Carmen Loisaida by Eva Cristina Vàsquez
65 East 4th Street #11, New York, NY 10003
212-505-1808
Professor Eva Cristina Vàsquez will star in her play "Carmen Loisaida" at the Teatro Circulo
Carmen Loisaida is mostly based on the novella by Prosper Merimee, using musical references from Bizet’s famous opera. It also explores a variety of film versions such as: Saura’s Carmen (Spain); U-Carmen (South Africa); Carmen Gei (Senegal); and Carmen Jones (U.S.A.), among others. It will use Bizet's music as a guideline for emphasizing dance and rhythm in the piece, not singing. Carmen is a story about passion, unrequited love, the underworld, and fate among other themes. In this particular version, the well known love story will be measured against the background of human trafficking and illegal migration. The Lower East Side will be the playground for a group of people who live as illegal immigrants trying to survive a diversity of personal, social, and economic reasons that make them settle in New York City in search for a better life. Carmen’s world is the world of illegal workers, squatters, arranged marriages in exchange for citizenship, intercultural relationships, bohemia, and a hectic night life.
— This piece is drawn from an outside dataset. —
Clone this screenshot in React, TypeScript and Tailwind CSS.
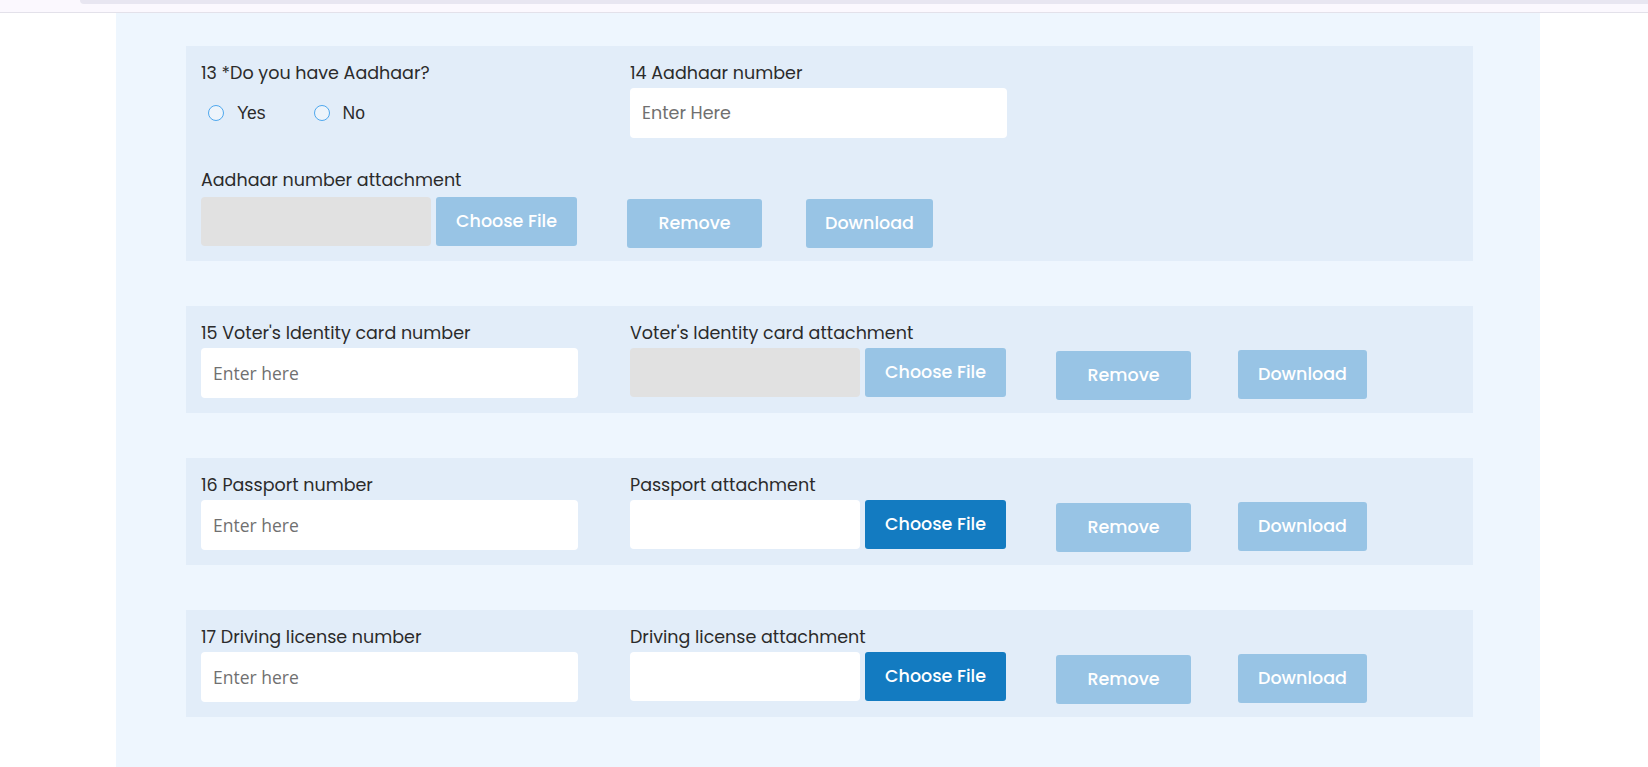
const labelFont = { fontFamily: '"Poppins", "Open Sans", sans-serif' };

function TopChrome() {
	return (
		<div className="h-[13px] bg-[#fbf8fe] border-b border-[#e3e1ea]">
			<div className="h-[4px] ml-[80px] bg-[#e8e6f1] rounded-bl-[10px]" />
		</div>
	);
}

function Label({ children, gap = 'mb-[2px]' }: { children: React.ReactNode; gap?: string }) {
	return <p className={'text-[17.5px] leading-[26px] text-[#2b2b2b] ' + gap}>{children}</p>;
}

function TextInput({ placeholder, poppins }: { placeholder: string; poppins?: boolean }) {
	return (
		<input
			type="text"
			placeholder={placeholder}
			className={
				'w-[377px] h-[50px] rounded-[4px] bg-white px-[12px] text-[17.5px] outline-none placeholder:text-[#707070] ' +
				(poppins ? '' : 'font-["Open_Sans"]')
			}
		/>
	);
}

function AttachmentControls({ enabled, compact }: { enabled?: boolean; compact?: boolean }) {
	return (
		<div className="flex items-start">
			<div
				className={
					'w-[230px] h-[49px] rounded-[4px] ' + (enabled ? 'bg-white' : 'bg-[#e1e1e1]')
				}
			/>
			<button
				className={
					'ml-[5px] w-[141px] h-[49px] rounded-[3px] text-white font-medium text-[17.5px] ' +
					(enabled ? 'bg-[#137bc1]' : 'bg-[#98c4e5]')
				}
			>
				Choose File
			</button>
			<button
				className={
					'ml-[50px] w-[135px] h-[49px] rounded-[3px] bg-[#98c4e5] text-white font-medium text-[17.5px] ' +
					(compact ? 'mt-[2px]' : 'mt-[3px]')
				}
			>
				Remove
			</button>
			<button
				className={
					'mt-[2px] h-[49px] rounded-[3px] bg-[#98c4e5] text-white font-medium text-[17.5px] ' +
					(compact ? 'ml-[44px] w-[127px]' : 'ml-[47px] w-[129px]')
				}
			>
				Download
			</button>
		</div>
	);
}

function Radio({ label }: { label: string }) {
	return (
		<label className="flex items-center">
			<span className="w-[16px] h-[16px] rounded-full border-[1.5px] border-[#4fa8ee] bg-white/40" />
			<span className="ml-[13px] text-[17.5px] leading-[24px] text-[#2b2b2b] font-['Liberation_Sans']">{label}</span>
		</label>
	);
}

type Row = { num: number; name: string; attach: string; enabled: boolean };

const rows: Row[] = [
	{ num: 15, name: "Voter's Identity card number", attach: "Voter's Identity card attachment", enabled: false },
	{ num: 16, name: 'Passport number', attach: 'Passport attachment', enabled: true },
	{ num: 17, name: 'Driving license number', attach: 'Driving license attachment', enabled: true },
];

export default function App() {
	return (
		<div className="min-h-screen bg-white" style={labelFont}>
			<TopChrome />
			<div className="ml-[116px] w-[1424px] h-[754px] bg-[#eef6fe] pt-[33px] px-[70px]">
				{/* Aadhaar */}
				<section className="w-[1287px] bg-[#e2edf9] px-[15px] pt-[14px] pb-[13px]">
					<div className="flex">
						<div className="w-[429px]">
							<Label>13 *Do you have Aadhaar?</Label>
							<div className="flex items-center ml-[7px] mt-[15px] gap-[48px]">
								<Radio label="Yes" />
								<Radio label="No" />
							</div>
						</div>
						<div>
							<Label>14 Aadhaar number</Label>
							<TextInput placeholder="Enter Here" poppins />
						</div>
					</div>
					<div className="mt-[29px]">
						<Label gap="mb-[4px]">Aadhaar number attachment</Label>
						<AttachmentControls compact />
					</div>
				</section>

				{rows.map((r) => (
					<section key={r.num} className="w-[1287px] mt-[45px] bg-[#e2edf9] px-[15px] pt-[14px] pb-[13px] flex">
						<div className="w-[429px]">
							<Label>
								{r.num} {r.name}
							</Label>
							<TextInput placeholder="Enter here" />
						</div>
						<div>
							<Label>{r.attach}</Label>
							<AttachmentControls enabled={r.enabled} />
						</div>
					</section>
				))}
			</div>
		</div>
	);
}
The story takes a twist when Carmen gets emotionally involved with a migration officer who unwillingly gets seduced to help her advance her sometimes questionable social agenda in exchange for love/lust. The story is never the same for those who are struggling to survive, those that will be exploited and yet not included, those who work more for less. A clash between what is socially promoted vs. human ethics will ensue. Inspired by the vast variety of versions that have appropriated the story of the outlaw seductress and the authority figure fallen out of grace, my interest in this project arises from my curiosity in how this seemingly universal story reads in an urban environment resulting from the demands of globalization; demands that foster a brutal migration and the survival of the fittest.